:: SUPPLIED MATERIAL
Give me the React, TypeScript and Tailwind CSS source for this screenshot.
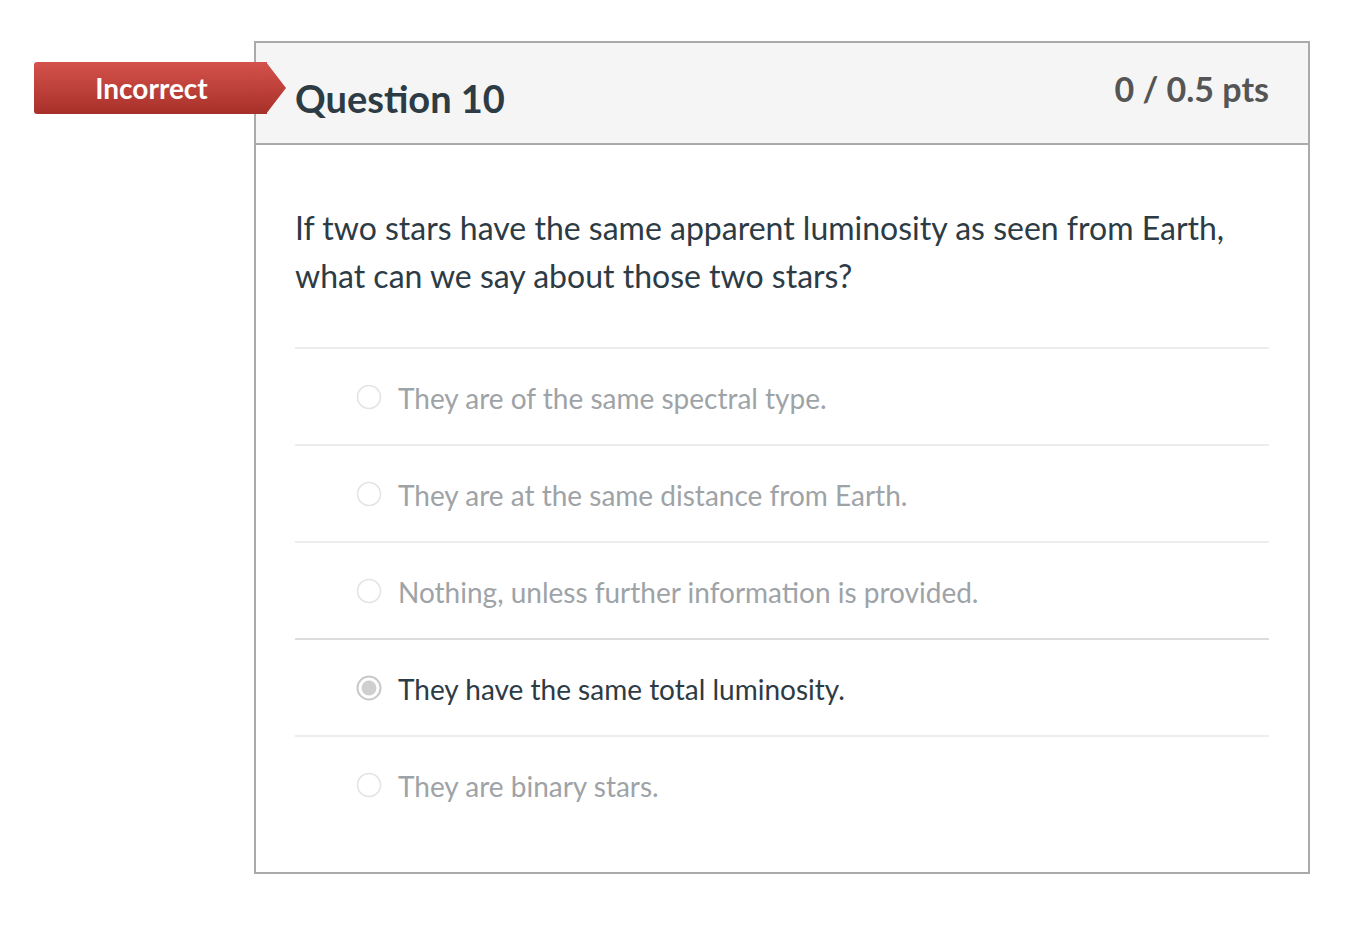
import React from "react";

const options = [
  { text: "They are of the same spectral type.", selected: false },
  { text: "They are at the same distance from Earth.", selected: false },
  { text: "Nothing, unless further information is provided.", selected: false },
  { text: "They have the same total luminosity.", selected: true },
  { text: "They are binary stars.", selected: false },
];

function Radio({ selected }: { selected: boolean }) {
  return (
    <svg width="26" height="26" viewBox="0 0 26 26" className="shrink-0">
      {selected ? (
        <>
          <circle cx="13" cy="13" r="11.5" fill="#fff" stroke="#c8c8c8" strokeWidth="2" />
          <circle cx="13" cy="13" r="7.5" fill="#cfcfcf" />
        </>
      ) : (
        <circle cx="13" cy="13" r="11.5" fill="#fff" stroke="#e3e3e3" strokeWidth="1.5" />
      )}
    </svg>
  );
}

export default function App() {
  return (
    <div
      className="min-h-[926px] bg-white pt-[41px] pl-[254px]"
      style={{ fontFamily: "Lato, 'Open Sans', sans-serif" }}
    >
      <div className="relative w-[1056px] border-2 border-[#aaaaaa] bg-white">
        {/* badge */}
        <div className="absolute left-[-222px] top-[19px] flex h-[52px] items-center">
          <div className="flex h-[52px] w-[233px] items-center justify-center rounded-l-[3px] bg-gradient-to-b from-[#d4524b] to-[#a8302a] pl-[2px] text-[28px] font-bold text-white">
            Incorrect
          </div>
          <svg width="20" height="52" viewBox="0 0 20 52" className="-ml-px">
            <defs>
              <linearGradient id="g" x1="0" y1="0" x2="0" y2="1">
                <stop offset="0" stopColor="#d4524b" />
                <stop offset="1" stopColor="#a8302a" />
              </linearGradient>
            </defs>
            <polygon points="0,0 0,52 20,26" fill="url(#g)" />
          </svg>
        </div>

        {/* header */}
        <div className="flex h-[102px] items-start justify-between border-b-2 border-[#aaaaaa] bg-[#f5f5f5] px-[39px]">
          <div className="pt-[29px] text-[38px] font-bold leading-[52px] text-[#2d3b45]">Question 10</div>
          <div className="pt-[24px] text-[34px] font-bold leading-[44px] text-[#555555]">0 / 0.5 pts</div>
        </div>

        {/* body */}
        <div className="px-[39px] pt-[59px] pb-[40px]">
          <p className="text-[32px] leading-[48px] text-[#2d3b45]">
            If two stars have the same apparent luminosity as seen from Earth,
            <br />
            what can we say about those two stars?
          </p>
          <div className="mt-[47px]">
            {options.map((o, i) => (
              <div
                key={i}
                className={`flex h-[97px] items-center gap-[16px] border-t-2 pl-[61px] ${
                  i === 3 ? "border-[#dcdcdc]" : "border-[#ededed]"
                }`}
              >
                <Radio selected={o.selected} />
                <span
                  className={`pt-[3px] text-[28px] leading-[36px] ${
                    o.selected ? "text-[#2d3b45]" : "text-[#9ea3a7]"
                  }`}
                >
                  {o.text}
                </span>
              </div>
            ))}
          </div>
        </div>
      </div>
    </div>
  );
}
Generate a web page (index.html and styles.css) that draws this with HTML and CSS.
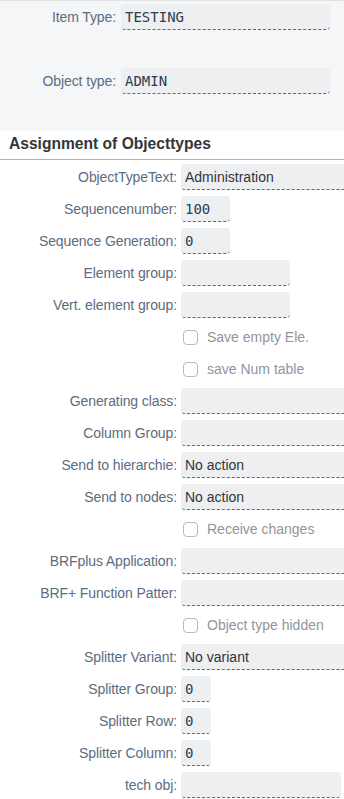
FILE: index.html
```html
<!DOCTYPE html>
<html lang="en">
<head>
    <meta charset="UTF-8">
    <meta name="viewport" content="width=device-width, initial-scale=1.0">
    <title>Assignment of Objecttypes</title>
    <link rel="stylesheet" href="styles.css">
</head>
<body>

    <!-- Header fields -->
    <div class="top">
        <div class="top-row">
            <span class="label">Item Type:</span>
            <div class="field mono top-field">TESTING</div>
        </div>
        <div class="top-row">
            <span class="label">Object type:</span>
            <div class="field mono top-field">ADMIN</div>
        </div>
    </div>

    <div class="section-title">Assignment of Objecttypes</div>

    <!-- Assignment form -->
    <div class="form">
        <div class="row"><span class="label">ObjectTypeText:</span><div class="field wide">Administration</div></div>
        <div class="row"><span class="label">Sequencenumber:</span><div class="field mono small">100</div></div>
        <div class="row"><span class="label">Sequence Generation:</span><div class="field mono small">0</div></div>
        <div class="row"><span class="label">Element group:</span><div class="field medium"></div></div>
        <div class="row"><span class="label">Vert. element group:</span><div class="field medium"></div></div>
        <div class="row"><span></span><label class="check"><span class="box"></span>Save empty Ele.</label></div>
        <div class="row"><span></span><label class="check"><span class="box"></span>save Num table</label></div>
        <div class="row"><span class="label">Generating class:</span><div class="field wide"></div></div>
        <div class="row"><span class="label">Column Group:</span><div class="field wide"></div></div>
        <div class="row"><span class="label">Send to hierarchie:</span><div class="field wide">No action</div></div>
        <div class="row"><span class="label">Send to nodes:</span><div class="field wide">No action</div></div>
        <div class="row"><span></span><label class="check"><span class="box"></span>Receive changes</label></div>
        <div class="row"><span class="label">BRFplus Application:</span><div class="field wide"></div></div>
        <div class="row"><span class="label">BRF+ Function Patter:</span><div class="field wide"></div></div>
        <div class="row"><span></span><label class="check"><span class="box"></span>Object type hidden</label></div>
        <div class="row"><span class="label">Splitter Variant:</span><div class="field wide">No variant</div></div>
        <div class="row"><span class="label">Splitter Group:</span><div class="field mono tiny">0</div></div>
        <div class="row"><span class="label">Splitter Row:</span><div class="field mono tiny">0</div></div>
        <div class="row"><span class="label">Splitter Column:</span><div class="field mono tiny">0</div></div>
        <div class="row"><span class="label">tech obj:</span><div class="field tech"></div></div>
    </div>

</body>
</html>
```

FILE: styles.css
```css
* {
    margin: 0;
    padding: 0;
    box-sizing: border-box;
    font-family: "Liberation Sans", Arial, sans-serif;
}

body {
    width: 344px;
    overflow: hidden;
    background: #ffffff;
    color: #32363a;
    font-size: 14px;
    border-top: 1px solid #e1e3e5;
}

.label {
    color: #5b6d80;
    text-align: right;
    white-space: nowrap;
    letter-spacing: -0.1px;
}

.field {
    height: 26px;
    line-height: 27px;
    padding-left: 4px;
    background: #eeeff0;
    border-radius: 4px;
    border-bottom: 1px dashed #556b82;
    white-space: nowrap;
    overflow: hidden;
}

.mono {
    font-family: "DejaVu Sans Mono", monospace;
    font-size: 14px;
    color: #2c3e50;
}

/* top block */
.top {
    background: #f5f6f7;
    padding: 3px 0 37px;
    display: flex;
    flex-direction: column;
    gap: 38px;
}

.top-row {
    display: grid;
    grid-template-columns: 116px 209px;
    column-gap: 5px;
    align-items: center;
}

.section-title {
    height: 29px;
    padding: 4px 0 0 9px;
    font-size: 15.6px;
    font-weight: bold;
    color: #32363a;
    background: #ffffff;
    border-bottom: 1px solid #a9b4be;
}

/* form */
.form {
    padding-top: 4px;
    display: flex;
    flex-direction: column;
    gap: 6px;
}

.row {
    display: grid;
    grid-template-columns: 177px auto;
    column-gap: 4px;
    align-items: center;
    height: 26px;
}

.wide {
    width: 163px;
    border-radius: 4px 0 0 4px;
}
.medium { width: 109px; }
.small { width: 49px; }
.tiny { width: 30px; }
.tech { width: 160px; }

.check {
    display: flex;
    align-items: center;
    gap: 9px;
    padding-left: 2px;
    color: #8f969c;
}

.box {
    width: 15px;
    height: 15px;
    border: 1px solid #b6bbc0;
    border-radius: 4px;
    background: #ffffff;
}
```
::::
# TASK OBJECTIVE
Count every line above that holds the string "index" and give the total, nothing more.

# OUTPUT FOR THIS EXERCISE
2